Please e-mail Tim Jones (tfj24) for information or to apply.
- February 2008
"My noble Christian queen, if I am slain, pray for me."
Travelling through two complementary strands in the life of King Arthur, the characters explore the limits of their romantic world, as ambition, family, honour and love eventually tear it apart. The disintegration of Arthur’s reign, Mordred’s rise to power and the division of loyalties in Camelot are set against a tense equilibrium between the rigid order of moral Christianity and the amoral chaos of ancient magic. The bitterness of the lives of Morgan le Fey and Mordred contrasts the hope offered by Camelot and the romantic beauty of the age.

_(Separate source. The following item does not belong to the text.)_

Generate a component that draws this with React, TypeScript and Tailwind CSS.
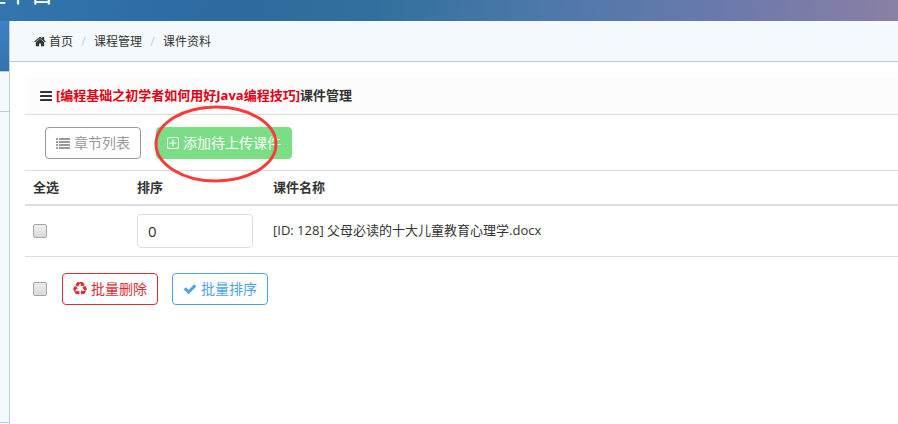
import { useState } from 'react';
import type { ReactNode } from 'react';

type Courseware = { id: number; name: string; order: number };

const items: Courseware[] = [{ id: 128, name: '父母必读的十大儿童教育心理学.docx', order: 0 }];

const crumbs = ['首页', '课程管理', '课件资料'];

function Icon({
  className = 'size-[14px]',
  viewBox = '0 0 1792 1792',
  children,
}: {
  className?: string;
  viewBox?: string;
  children: ReactNode;
}) {
  return (
    <svg viewBox={viewBox} fill="currentColor" aria-hidden="true" className={`shrink-0 ${className}`}>
      {children}
    </svg>
  );
}

function HomeIcon() {
  return (
    <Icon className="size-3" viewBox="64 128 1664 1664">
      <path d="M1472 992v480q0 26-19 45t-45 19h-384v-384h-256v384h-384q-26 0-45-19t-19-45v-480q0-1 .5-3t.5-3l575-474 575 474q1 2 1 6zm223-69l-62 74q-8 9-21 11h-3q-13 0-21-7l-692-577-692 577q-12 8-24 7-13-2-21-11l-62-74q-8-10-7-23.5t11-21.5l719-599q32-26 76-26t76 26l244 204v-195q0-14 9-23t23-9h192q14 0 23 9t9 23v408l219 182q10 8 11 21.5t-7 23.5z" />
    </Icon>
  );
}

function BarsIcon() {
  return (
    <Icon className="h-[14px] w-3" viewBox="128 0 1536 1792">
      <rect x="128" y="256" width="1536" height="256" rx="48" />
      <rect x="128" y="768" width="1536" height="256" rx="48" />
      <rect x="128" y="1280" width="1536" height="256" rx="48" />
    </Icon>
  );
}

function ListIcon() {
  return (
    <Icon>
      {[256, 640, 1024, 1408].map((y) => (
        <g key={y}>
          <rect x="0" y={y} width="256" height="256" rx="32" />
          <rect x="384" y={y} width="1408" height="256" rx="32" />
        </g>
      ))}
    </Icon>
  );
}

function PlusSquareIcon() {
  return (
    <Icon className="h-[14px] w-3" viewBox="128 0 1536 1792">
      <rect x="192" y="192" width="1408" height="1408" rx="224" fill="none" stroke="currentColor" strokeWidth="144" />
      <path d="M824 448h144v376h376v144H968v376H824V968H448V824h376z" />
    </Icon>
  );
}

function RecycleIcon() {
  return (
    <Icon>
      <path d="M836 1169l-15 368-2 22-420-29q-36-3-67-31.5t-47-65.5q-11-27-14.5-55t4-65 12-55 21.5-64 19-53q78 12 509 28zm-387-586l180 379-147-92q-63 72-111.5 144.5t-72.5 125-39.5 94.5-18.5 63l-4 21-190-357q-17-26-18-56t6-47l8-18q35-63 114-188l-140-86zm1231 517l-188 359q-12 29-36.5 46.5t-43.5 20.5l-18 4q-71 7-219 12l8 164-230-367 211-362 7 173q170 16 283 5t170-33zm-785-924q-47 63-265 435l-317-187-19-12 225-356q20-31 60-45t80-10q24 2 48.5 12t42 21 41.5 33 36 34.5 36 39.5 32 35zm655 307l212 363q18 37 12.5 76t-27.5 74q-13 20-33 37t-38 28-48.5 22-47 16-51.5 14-46 12q-34-72-265-436l313-195zm-143-226l142-83-220 373-419-20 151-86q-34-89-75-166t-75.5-123.5-64.5-80-47-46.5l-17-13 405 1q31-3 58 10.5t39 28.5l11 15q39 61 112 190z" />
    </Icon>
  );
}

function CheckIcon() {
  return (
    <Icon>
      <path d="M1671 566q0 40-28 68l-724 724-136 136q-28 28-68 28t-68-28l-136-136-362-362q-28-28-28-68t28-68l136-136q28-28 68-28t68 28l294 295 656-657q28-28 68-28t68 28l136 136q28 28 28 68z" />
    </Icon>
  );
}

function Checkbox({ label, checked, onChange }: { label: string; checked: boolean; onChange: () => void }) {
  return (
    <input
      type="checkbox"
      aria-label={label}
      checked={checked}
      onChange={onChange}
      className="block size-[14px] shrink-0 appearance-none rounded-xs border border-[#a5a5a5] bg-linear-to-b from-[#eeeeee] to-[#dadada] checked:bg-[#4aa3f0]"
    />
  );
}

const btn = 'flex h-8 cursor-pointer items-center gap-1 rounded border px-[10px] text-sm';

export default function App() {
  const [selected, setSelected] = useState<number[]>([]);
  const allSelected = selected.length === items.length;

  const toggle = (id: number) =>
    setSelected((s) => (s.includes(id) ? s.filter((x) => x !== id) : [...s, id]));
  const toggleAll = () => setSelected(allSelected ? [] : items.map((i) => i.id));

  return (
    <div className="flex min-h-screen flex-col overflow-hidden bg-white font-['Open_Sans','Noto_Sans_CJK_SC',sans-serif] text-[13px] text-[#333]">
      <header className="flex h-[21px] items-end overflow-hidden bg-[linear-gradient(100deg,#3375ae_0%,#2c6a9f_25%,#31709e_42%,#4c78a9_60%,#6a79ac_80%,#8b80a4_100%)]">
        <h1 className="-ml-[18px] pb-4 text-2xl leading-6 whitespace-nowrap text-white">理平台</h1>
      </header>

      <div className="flex grow">
        <aside className="flex w-[10px] shrink-0 flex-col border-r border-[#b9cfda] bg-[#f3f9fd]">
          <div className="h-[50px] bg-linear-to-b from-[#3f82c2] to-[#3273ae]" />
          <div className="h-[41px] border-y border-[#b9cfda]" />
          <div className="mb-px grow border-b border-[#b9cfda]" />
        </aside>

        <main className="min-w-0 grow">
          <nav className="flex h-[41px] items-center border-b border-[#b9cbd8] bg-[#f3f9fd] pt-px pl-6 text-xs">
            {crumbs.map((c, i) => (
              <div key={c} className="flex items-center">
                {i > 0 && <span className="w-[21px] text-center text-[#ccc]">/</span>}
                <a href="#" className="flex items-center gap-[3px]">
                  {i === 0 && <HomeIcon />}
                  {c}
                </a>
              </div>
            ))}
          </nav>

          <section className="mt-[15px] ml-[15px]">
            <h2 className="flex h-[38px] items-center gap-1 border-b border-[#ddd] bg-[#fcfcfc] pl-[15px] font-bold">
              <BarsIcon />
              <span>
                <span className="text-[#e60012]">[编程基础之初学者如何用好Java编程技巧]</span>课件管理
              </span>
            </h2>

            <div className="flex gap-[15px] px-5 pt-3 pb-[11px]">
              <button type="button" className={`${btn} border-[#999] text-[#999]`}>
                <ListIcon />
                章节列表
              </button>
              <div className="relative">
                <button type="button" className={`${btn} border-[#79de84] bg-[#79de84] text-white`}>
                  <PlusSquareIcon />
                  添加待上传课件
                </button>
                <svg
                  viewBox="0 0 124 78"
                  aria-hidden="true"
                  className="pointer-events-none absolute -top-[22px] -left-[2px] h-[78px] w-[124px]"
                >
                  <ellipse cx="62" cy="39" rx="60" ry="37" fill="none" stroke="#f93c3a" strokeWidth="3" />
                </svg>
              </div>
            </div>

            <table className="w-full table-fixed border-separate border-spacing-0 border-t border-[#ddd] text-left">
              <thead>
                <tr className="h-[35px]">
                  <th className="w-[104px] border-b-2 border-[#ddd] px-2 font-bold">全选</th>
                  <th className="w-[136px] border-b-2 border-[#ddd] px-2 font-bold">排序</th>
                  <th className="border-b-2 border-[#ddd] px-2 font-bold">课件名称</th>
                </tr>
              </thead>
              <tbody>
                {items.map((item) => (
                  <tr key={item.id}>
                    <td className="border-b border-[#ddd] p-2">
                      <Checkbox label={item.name} checked={selected.includes(item.id)} onChange={() => toggle(item.id)} />
                    </td>
                    <td className="border-b border-[#ddd] p-2">
                      <input
                        type="text"
                        aria-label="排序"
                        defaultValue={item.order}
                        className="block h-[34px] w-[116px] rounded-sm border border-[#ddd] px-[10px] text-[15px]"
                      />
                    </td>
                    <td className="border-b border-[#ddd] p-2">
                      [ID: {item.id}] {item.name}
                    </td>
                  </tr>
                ))}
              </tbody>
            </table>

            <div className="flex items-center px-2 py-4">
              <Checkbox label="全选" checked={allSelected} onChange={toggleAll} />
              <button type="button" className={`${btn} ml-[15px] border-[#dd2d33] text-[#dd2d33]`}>
                <RecycleIcon />
                批量删除
              </button>
              <button type="button" className={`${btn} ml-[14px] border-[#4aa3f0] text-[#4aa3f0]`}>
                <CheckIcon />
                批量排序
              </button>
            </div>
          </section>
        </main>
      </div>
    </div>
  );
}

Comedy, tragedy, devised and scripted, physical and deeply emotive, this medieval play will be set in the atmospheric surroundings of the Round Church. This is one of the oldest buildings in Cambridge, tracing its history back to Norman architecture, and the intimate, ancient feel to the venue offers a really special experience for the actors and their audience to see this adaptation of Malory's 'Le Morte D'Arthur' in an ideal setting.
There will be an adapted Saturday morning family performance with Medieval workshops to follow. Tickets can be pre-booked in person at the church for all performances.
"God does not preside over the duels of adulterers and the low-born, Sir Gawaine, the same way he won’t interfere if a holy man plays a game of dice. "
- March 2007
Enter a Catholic world of blurred edges and deepest shadows. See madmen normalise before your eyes and the civilsed become like animals. Every step you make will be an exercise of will in this promenade performance. Choose between the clown cabaret, the holy romance, or a grotesque homicide. Two things are sure: you cannot see it all and you cannot trust that what you see is true.
- November 2006
“A fire, a fire is burning! I hear the boot of Lucifer, I see his filthy face!” The small theocratic community of Salem is stirred in to madness after some young girls are accused of consorting with the devil. A terrifying witch-hunt ensues, fed by superstition, paranoia and malice, culminating in a violent climax. Miller’s classic parable of mass hysteria draws a chilling parallel between the Salem witch-hunt of 1692 and the McCarthyism which gripped America in the 1950s. It is a savage attack on the evils of mindless persecution and the terrifying power of false accusations.
This production is a Cambridge first, as it will be staged in the famous Round Church; performed in-the-round creating a powerful atmosphere which forces the audience to suffer the hysteria themselves.